### SET EXERCISE:
List each line of the data that holds the string "styles".

### DATA EXCERPT:
++++++++++
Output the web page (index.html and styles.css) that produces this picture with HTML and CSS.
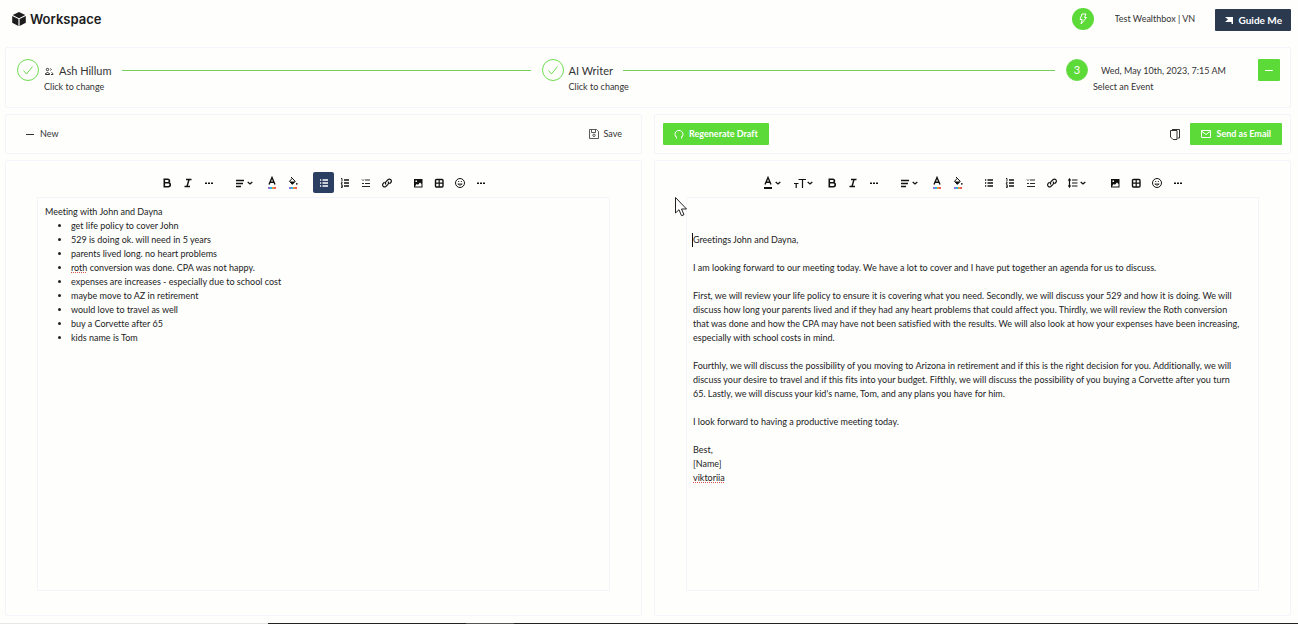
FILE: index.html
```html
<!DOCTYPE html>
<html lang="en">

<head>
    <meta charset="UTF-8">
    <meta name="viewport" content="width=device-width, initial-scale=1.0">
    <title>Workspace</title>
    <link rel="stylesheet" href="styles.css">
</head>

<body>
    <!-- icon sprite -->
    <svg class="sprite" xmlns="http://www.w3.org/2000/svg">
        <symbol id="i-cube" viewBox="0 0 14 14">
            <path fill="currentColor" d="M7 0l6.300 3L7 6.200.7 3zM.2 4l6.200 3.100V14L.2 10.700zM13.800 4L7.600 7.100V14l6.200-3.300z" />
        </symbol>
        <symbol id="i-bolt" viewBox="0 0 12 12">
            <path fill="none" stroke="currentColor" d="M5 1h4L7.500 4.500H9.500L4 11l1.200-4.500H3z" />
        </symbol>
        <symbol id="i-flag" viewBox="0 0 10 10">
            <path fill="currentColor" d="M1 2h8v7H7.500V7H1l3-2.500z" />
        </symbol>
        <symbol id="i-check" viewBox="0 0 12 12">
            <path fill="none" stroke="currentColor" d="M1.500 6.500l3 3.500 6-7.500" />
        </symbol>
        <symbol id="i-people" viewBox="0 0 10 10">
            <g fill="none" stroke="currentColor">
                <circle cx="3.500" cy="3.500" r="1.200" />
                <path d="M1.500 8.500V7.500q2-2 4 0v1zM6.500 2.500q1.500 1 0 2M7.500 6.500q1.500.5 1.500 2H7" />
            </g>
        </symbol>
        <symbol id="i-minus" viewBox="0 0 10 10">
            <path stroke="currentColor" d="M1 5.500h8" />
        </symbol>
        <symbol id="i-save" viewBox="0 0 10 10">
            <path fill="none" stroke="currentColor" stroke-width=".8" d="M.5.5h7l2 2v7h-9zM2.500.5v3h4v-3" />
            <circle cx="5" cy="6.300" r="1.200" fill="none" stroke="currentColor" stroke-width=".8" />
        </symbol>
        <symbol id="i-reload" viewBox="0 0 10 10">
            <path fill="none" stroke="currentColor" d="M2.500 8.500a4 4 0 1 1 5 0M2.500 9.500v-2M7.500 9.500v-2" />
        </symbol>
        <symbol id="i-copy" viewBox="0 0 10 11">
            <path fill="none" stroke="currentColor" d="M2 .5h7.500v8.500H7.500M.5 1.500h6.500v9H3L.5 8z" />
        </symbol>
        <symbol id="i-mail" viewBox="0 0 10 10">
            <path fill="none" stroke="currentColor" d="M.5 1.500h9v7h-9zM1 2.500l4 3 4-3" />
        </symbol>
        <symbol id="i-bold" viewBox="0 0 12 12">
            <path fill="none" stroke="currentColor" stroke-width="1.600" d="M3.300 2.300h3.400a1.700 1.700 0 0 1 0 3.500H3.300zM3.300 5.800h4a1.900 1.900 0 0 1 0 3.900h-4z" />
        </symbol>
        <symbol id="i-italic" viewBox="0 0 12 12">
            <path fill="none" stroke="currentColor" stroke-width="1.400" d="M4 2.500h5.500M2.500 9.500H8M7 2.500l-2 7" />
        </symbol>
        <symbol id="i-more" viewBox="0 0 12 12">
            <path fill="currentColor" d="M2 5.500h2v1.500H2zM5 5.500h2v1.500H5zM8 5.500h2v1.500H8z" />
        </symbol>
        <symbol id="i-align" viewBox="0 0 12 12">
            <path stroke="currentColor" stroke-width="1.400" d="M2 3.500h8M2 6.500h7M2 9.500h5" />
        </symbol>
        <symbol id="i-chevron" viewBox="0 0 6 6">
            <path fill="none" stroke="currentColor" stroke-width="1.300" d="M.7 2l2.300 2 2.300-2" />
        </symbol>
        <symbol id="i-color" viewBox="0 0 12 11">
            <path fill="none" stroke="currentColor" stroke-width="1.400" d="M3 8.500L6 1.500 9 8.500M4 6.200h4" />
        </symbol>
        <symbol id="i-fill" viewBox="0 0 12 11">
            <path fill="currentColor" d="M2.500 5.500h6L5.300 8.500z" />
            <path fill="none" stroke="currentColor" d="M4 1l4.200 4.300-2.900 3L2.500 5.300l2.800-3" />
            <circle cx="9.800" cy="7.800" r=".9" fill="currentColor" />
        </symbol>
        <symbol id="i-rainbow" viewBox="0 0 8 2">
            <path fill="#8d6fe0" d="M0 0h2v2H0z" />
            <path fill="#22b8e8" d="M2 0h2v2H2z" />
            <path fill="#e7963a" d="M4 0h2v2H4z" />
            <path fill="#ee5b50" d="M6 0h2v2H6z" />
        </symbol>
        <symbol id="i-size" viewBox="0 0 12 12">
            <path fill="none" stroke="currentColor" stroke-width="1.200" d="M4.500 2.500H12M8.500 2.500V11M0 6.500h4.500M2.200 6.500V11" />
        </symbol>
        <symbol id="i-list" viewBox="0 0 12 12">
            <path stroke="currentColor" stroke-width="1.400" d="M4.500 3H10M4.500 6H10M4.500 9H10M2 3h1.200M2 6h1.200M2 9h1.200" />
        </symbol>
        <symbol id="i-ordered" viewBox="0 0 12 12">
            <path stroke="currentColor" stroke-width="1.400" d="M5 3h5M5 6h5M5 9h5" />
            <path fill="none" stroke="currentColor" stroke-width=".9" d="M2 1.500h1v2.500M2 5h1.300l-1.300 2h1.500M2 8h1.300v2.500H2M2.300 9.300h1" />
        </symbol>
        <symbol id="i-check-list" viewBox="0 0 12 12">
            <path fill="none" stroke="currentColor" stroke-width=".9" d="M5 3h5M5 6.500h5M3 9.500h7M2 2.500l1 1 1-1M2 6l1 1 1-1M2 9.500h1" />
        </symbol>
        <symbol id="i-link" viewBox="0 0 12 12">
            <path fill="none" stroke="currentColor" stroke-width="1.200" d="M5 7.500a2 2 0 0 1 0-2.800l2.200-2.200a2 2 0 0 1 2.800 2.800L8.500 6.700M7 4.600a2 2 0 0 1 0 2.800L4.800 9.500A2 2 0 0 1 2 6.700l1.500-1.500" />
        </symbol>
        <symbol id="i-height" viewBox="0 0 12 12">
            <path fill="none" stroke="currentColor" stroke-width="1.200" d="M5 3h5.500M5 6h5.500M5 9h5.500M2.500 2v8M1.300 3.500L2.500 2l1.200 1.500M1.300 8.500L2.500 10l1.200-1.500" />
        </symbol>
        <symbol id="i-image" viewBox="0 0 12 12">
            <path fill="currentColor" fill-rule="evenodd" d="M2 2h8.500v8.500H2zM3 9.500h6.500V7L8 5.500l-2 2.300L4.500 7zM3.500 3.500v1.500H5V3.500z" />
        </symbol>
        <symbol id="i-table" viewBox="0 0 12 12">
            <rect x="2.500" y="2.500" width="7.500" height="7.500" rx="1" fill="none" stroke="currentColor" stroke-width="1.400" />
            <path stroke="currentColor" stroke-width="1.200" d="M6.200 2.500V10M2.500 6.200H10" />
        </symbol>
        <symbol id="i-smile" viewBox="0 0 12 12">
            <circle cx="6" cy="6" r="4.500" fill="none" stroke="currentColor" />
            <path fill="none" stroke="currentColor" stroke-width=".8" d="M4 4.500h1.200M6.800 4.500H8M3.800 7q2.200 2.600 4.400 0z" />
        </symbol>
    </svg>

    <header class="header">
        <h1 class="brand"><svg class="brand-icon"><use href="#i-cube" /></svg>Workspace</h1>
        <div class="header-right">
            <button class="bolt" aria-label="Integrations"><svg class="icon"><use href="#i-bolt" /></svg></button>
            <select class="select account" aria-label="Account">
                <option>Test Wealthbox | VN</option>
            </select>
            <button class="btn dark"><svg class="icon-sm"><use href="#i-flag" /></svg>Guide Me</button>
        </div>
    </header>

    <nav class="card steps">
        <div class="step">
            <span class="circle"><svg class="icon"><use href="#i-check" /></svg></span>
            <div class="step-body">
                <div class="step-title"><svg class="icon-sm"><use href="#i-people" /></svg>Ash Hillum<span class="step-line"></span></div>
                <a href="#" class="step-sub">Click to change</a>
            </div>
        </div>
        <div class="step">
            <span class="circle"><svg class="icon"><use href="#i-check" /></svg></span>
            <div class="step-body">
                <div class="step-title">AI Writer<span class="step-line"></span></div>
                <a href="#" class="step-sub">Click to change</a>
            </div>
        </div>
        <div class="step last">
            <span class="circle active">3</span>
            <div class="step-body">
                <select class="select event" id="event">
                    <option>Wed, May 10th, 2023, 7:15 AM</option>
                </select>
                <label class="step-sub" for="event">Select an Event</label>
            </div>
            <button class="btn square" aria-label="Collapse"><svg class="icon-sm"><use href="#i-minus" /></svg></button>
        </div>
    </nav>

    <main class="panels">
        <section class="panel">
            <div class="card actions">
                <button class="plain"><svg class="icon-sm"><use href="#i-minus" /></svg>New</button>
                <button class="plain"><svg class="icon-sm"><use href="#i-save" /></svg>Save</button>
            </div>
            <div class="card editor">
                <div class="toolbar">
                    <div class="tools">
                        <button class="tool" aria-label="Bold"><svg class="icon"><use href="#i-bold" /></svg></button>
                        <button class="tool" aria-label="Italic"><svg class="icon"><use href="#i-italic" /></svg></button>
                        <button class="tool" aria-label="More text"><svg class="icon"><use href="#i-more" /></svg></button>
                    </div>
                    <div class="tools">
                        <button class="tool wide" aria-label="Align"><svg class="icon"><use href="#i-align" /></svg><svg class="chevron"><use href="#i-chevron" /></svg></button>
                        <button class="tool stack" aria-label="Text color"><svg class="glyph"><use href="#i-color" /></svg><svg class="swatch"><use href="#i-rainbow" /></svg></button>
                        <button class="tool stack" aria-label="Background color"><svg class="glyph"><use href="#i-fill" /></svg><svg class="swatch"><use href="#i-rainbow" /></svg></button>
                    </div>
                    <div class="tools">
                        <button class="tool on" aria-label="Bullet list"><svg class="icon"><use href="#i-list" /></svg></button>
                        <button class="tool" aria-label="Numbered list"><svg class="icon"><use href="#i-ordered" /></svg></button>
                        <button class="tool" aria-label="Check list"><svg class="icon"><use href="#i-check-list" /></svg></button>
                        <button class="tool" aria-label="Link"><svg class="icon"><use href="#i-link" /></svg></button>
                    </div>
                    <div class="tools">
                        <button class="tool" aria-label="Image"><svg class="icon"><use href="#i-image" /></svg></button>
                        <button class="tool" aria-label="Table"><svg class="icon"><use href="#i-table" /></svg></button>
                        <button class="tool" aria-label="Emoji"><svg class="icon"><use href="#i-smile" /></svg></button>
                        <button class="tool" aria-label="More"><svg class="icon"><use href="#i-more" /></svg></button>
                    </div>
                </div>
                <div class="page notes" contenteditable="true" spellcheck="false">
                    <p>Meeting with John and Dayna</p>
                    <ul>
                        <li>get life policy to cover John</li>
                        <li>529 is doing ok. will need in 5 years</li>
                        <li>parents lived long. no heart problems</li>
                        <li><span class="typo">roth</span> conversion was done. CPA was not happy.</li>
                        <li>expenses are increases - especially due to school cost</li>
                        <li>maybe move to AZ in retirement</li>
                        <li>would love to travel as well</li>
                        <li>buy a Corvette after 65</li>
                        <li>kids name is Tom</li>
                    </ul>
                </div>
            </div>
        </section>

        <section class="panel">
            <div class="card actions draft">
                <button class="btn"><svg class="icon-sm"><use href="#i-reload" /></svg>Regenerate Draft</button>
                <div class="actions-right">
                    <button class="plain" aria-label="Copy"><svg class="copy"><use href="#i-copy" /></svg></button>
                    <button class="btn"><svg class="icon-sm"><use href="#i-mail" /></svg>Send as Email</button>
                </div>
            </div>
            <div class="card editor">
                <svg class="pointer" viewBox="0 0 12 20">
                    <path fill="#fff" stroke="#222" d="M.5.500v15.500l3.500-3.300 2.500 6 2.500-1-2.500-5.700h5z" />
                </svg>
                <div class="toolbar">
                    <div class="tools">
                        <button class="tool wide" aria-label="Font color"><span class="stack"><svg class="glyph"><use href="#i-color" /></svg><span class="bar"></span></span><svg class="chevron"><use href="#i-chevron" /></svg></button>
                        <button class="tool wide" aria-label="Font size"><svg class="icon"><use href="#i-size" /></svg><svg class="chevron"><use href="#i-chevron" /></svg></button>
                        <button class="tool" aria-label="Bold"><svg class="icon"><use href="#i-bold" /></svg></button>
                        <button class="tool" aria-label="Italic"><svg class="icon"><use href="#i-italic" /></svg></button>
                        <button class="tool" aria-label="More text"><svg class="icon"><use href="#i-more" /></svg></button>
                    </div>
                    <div class="tools">
                        <button class="tool wide" aria-label="Align"><svg class="icon"><use href="#i-align" /></svg><svg class="chevron"><use href="#i-chevron" /></svg></button>
                        <button class="tool stack" aria-label="Text color"><svg class="glyph"><use href="#i-color" /></svg><svg class="swatch"><use href="#i-rainbow" /></svg></button>
                        <button class="tool stack" aria-label="Background color"><svg class="glyph"><use href="#i-fill" /></svg><svg class="swatch"><use href="#i-rainbow" /></svg></button>
                    </div>
                    <div class="tools">
                        <button class="tool" aria-label="Bullet list"><svg class="icon"><use href="#i-list" /></svg></button>
                        <button class="tool" aria-label="Numbered list"><svg class="icon"><use href="#i-ordered" /></svg></button>
                        <button class="tool" aria-label="Check list"><svg class="icon"><use href="#i-check-list" /></svg></button>
                        <button class="tool" aria-label="Link"><svg class="icon"><use href="#i-link" /></svg></button>
                        <button class="tool wide" aria-label="Line height"><svg class="icon"><use href="#i-height" /></svg><svg class="chevron"><use href="#i-chevron" /></svg></button>
                    </div>
                    <div class="tools">
                        <button class="tool" aria-label="Image"><svg class="icon"><use href="#i-image" /></svg></button>
                        <button class="tool" aria-label="Table"><svg class="icon"><use href="#i-table" /></svg></button>
                        <button class="tool" aria-label="Emoji"><svg class="icon"><use href="#i-smile" /></svg></button>
                        <button class="tool" aria-label="More"><svg class="icon"><use href="#i-more" /></svg></button>
                    </div>
                </div>
                <div class="page letter" contenteditable="true" spellcheck="false">
                    <p class="caret">Greetings John and Dayna,</p>
                    <p>I am looking forward to our meeting today. We have a lot to cover and I have put together an agenda for us to discuss.</p>
                    <p>First, we will review your life policy to ensure it is covering what you need. Secondly, we will discuss your 529 and how it is doing. We will discuss how long your parents lived and if they had any heart problems that could affect you. Thirdly, we will review the Roth conversion that was done and how the CPA may have not been satisfied with the results. We will also look at how your expenses have been increasing, especially with school costs in mind.</p>
                    <p>Fourthly, we will discuss the possibility of you moving to Arizona in retirement and if this is the right decision for you. Additionally, we will discuss your desire to travel and if this fits into your budget. Fifthly, we will discuss the possibility of you buying a Corvette after you turn 65. Lastly, we will discuss your kid's name, Tom, and any plans you have for him.</p>
                    <p>I look forward to having a productive meeting today.</p>
                    <p>Best,<br>[Name]<br><span class="typo">viktoriia</span></p>
                </div>
            </div>
        </section>
    </main>

    <footer class="strip"></footer>
</body>

</html>
```
FILE: styles.css
```css
* {
    box-sizing: border-box;
}

body {
    margin: 0;
    min-height: 100vh;
    display: flex;
    flex-direction: column;
    background-color: #fefefd;
    color: #333;
    font-family: Lato, "Liberation Sans", sans-serif;
    font-size: 9px;
    line-height: 14px;
    font-variant-ligatures: none;
}

p, ul {
    margin: 0;
}

button, select {
    font: inherit;
    color: inherit;
    border: 0;
    padding: 0;
    background: none;
}

a {
    color: inherit;
    text-decoration: none;
}

svg {
    display: block;
    flex: none;
}

.sprite {
    position: absolute;
    width: 0;
    height: 0;
}

.icon {
    width: 12px;
    height: 12px;
}

.icon-sm {
    width: 10px;
    height: 10px;
}

.copy {
    width: 10px;
    height: 11px;
}

/* header */
.header {
    display: flex;
    justify-content: space-between;
    align-items: center;
    height: 40px;
    padding: 0 7px 0 12px;
}

.brand {
    display: flex;
    align-items: center;
    gap: 4px;
    margin: 0;
    padding-bottom: 3px;
    color: #1c1c1c;
    font-family: Inter, sans-serif;
    font-size: 13px;
    font-weight: 600;
    line-height: 20px;
}

.brand-icon {
    width: 14px;
    height: 14px;
}

.header-right {
    display: flex;
    align-items: center;
}

.bolt {
    display: flex;
    align-items: center;
    justify-content: center;
    width: 22px;
    height: 22px;
    margin-bottom: 3px;
    border-radius: 50%;
    background-color: #5cda38;
    color: #fff;
}

.select {
    appearance: none;
    height: 21px;
}

.account {
    width: 100px;
    margin: 0 0 3px 21px;
}

.btn {
    display: flex;
    align-items: center;
    justify-content: center;
    gap: 5px;
    height: 22px;
    padding: 0 11px;
    border-radius: 1px;
    background-color: #5cda38;
    color: #fff;
    font-weight: 700;
    white-space: nowrap;
}

.dark {
    padding: 0 9px;
    background-color: #2c3a4f;
    font-size: 10px;
}

/* cards */
.card {
    border: 1px solid #f4f4fb;
    border-radius: 2px;
}

/* steps */
.steps {
    display: flex;
    height: 61px;
    margin: 7px 7px 0 5px;
    padding: 11px 10px 0 11px;
}

.step {
    flex: 1;
    display: flex;
    align-items: flex-start;
    padding-right: 11px;
}

.last {
    flex: none;
    width: 214px;
    padding-right: 0;
}

.circle {
    flex: none;
    display: flex;
    align-items: center;
    justify-content: center;
    width: 22px;
    height: 22px;
    border: 1px solid #6fdc50;
    border-radius: 50%;
    color: #6fdc50;
}

.active {
    background-color: #5cda38;
    color: #fff;
    font-size: 11px;
}

.step-body {
    flex: 1;
    display: flex;
    flex-direction: column;
    padding: 1px 0 0 5px;
}

.step-title {
    display: flex;
    align-items: center;
    gap: 5px;
    font-size: 11px;
    line-height: 21px;
    white-space: nowrap;
}

.step-sub {
    line-height: 12px;
}

.step-line {
    flex: 1;
    height: 1px;
    margin-left: 5px;
    background-color: #74cf5c;
}

.event {
    width: 150px;
    padding-left: 8px;
}

.square {
    width: 22px;
    height: 22px;
    padding: 0;
}

/* panels */
.panels {
    flex: 1;
    display: grid;
    grid-template-columns: 1fr 1fr;
    gap: 12px;
    margin: 6px 7px 7px 5px;
}

.panel {
    display: flex;
    flex-direction: column;
    gap: 6px;
}

.actions {
    display: flex;
    justify-content: space-between;
    align-items: center;
    height: 40px;
    padding: 0 19px;
}

.draft {
    padding: 0 8px;
}

.actions-right {
    display: flex;
    gap: 10px;
}

.plain {
    display: flex;
    align-items: center;
    gap: 5px;
}

.editor {
    position: relative;
    flex: 1;
    display: flex;
    flex-direction: column;
    padding: 11px 31px 24px;
}

.toolbar {
    display: flex;
    justify-content: center;
    gap: 10px;
    height: 25px;
    color: #111;
}

.tools {
    display: flex;
}

.tool {
    display: flex;
    align-items: center;
    justify-content: center;
    width: 21px;
    height: 21px;
    border-radius: 2px;
}

.wide {
    width: 32px;
    gap: 1px;
    padding-right: 3px;
}

.on {
    background-color: #2b3f63;
    color: #fff;
}

.stack {
    display: flex;
    flex-direction: column;
    align-items: center;
    justify-content: center;
}

.glyph {
    width: 12px;
    height: 11px;
}

.swatch, .bar {
    width: 8px;
    height: 2px;
}

.bar {
    background-color: #111;
}

.chevron {
    width: 6px;
    height: 6px;
}

.page {
    flex: 1;
    border: 1px solid #f4f4fb;
    padding: 7px;
    outline: none;
    color: #222;
}

.notes ul {
    padding-left: 26px;
}

.letter {
    padding: 35px 15px 0 6px;
}

.letter p {
    margin-bottom: 14px;
}

.caret {
    box-shadow: -1px 0 0 #111;
}

.typo {
    text-decoration: underline dotted #e0524a 1px;
}

.pointer {
    position: absolute;
    left: 20px;
    top: 36px;
    width: 12px;
    height: 20px;
}

/* bottom edge */
.strip {
    height: 1px;
    background: linear-gradient(to right, #e6e6e6 268px, #222 268px 466px, #555 466px 514px, #222 514px);
}
```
++++++++++
### ANSWER FOR THE TASK:
Output the web page (index.html and styles.css) that produces this picture with HTML and CSS.
    <link rel="stylesheet" href="styles.css">
FILE: styles.css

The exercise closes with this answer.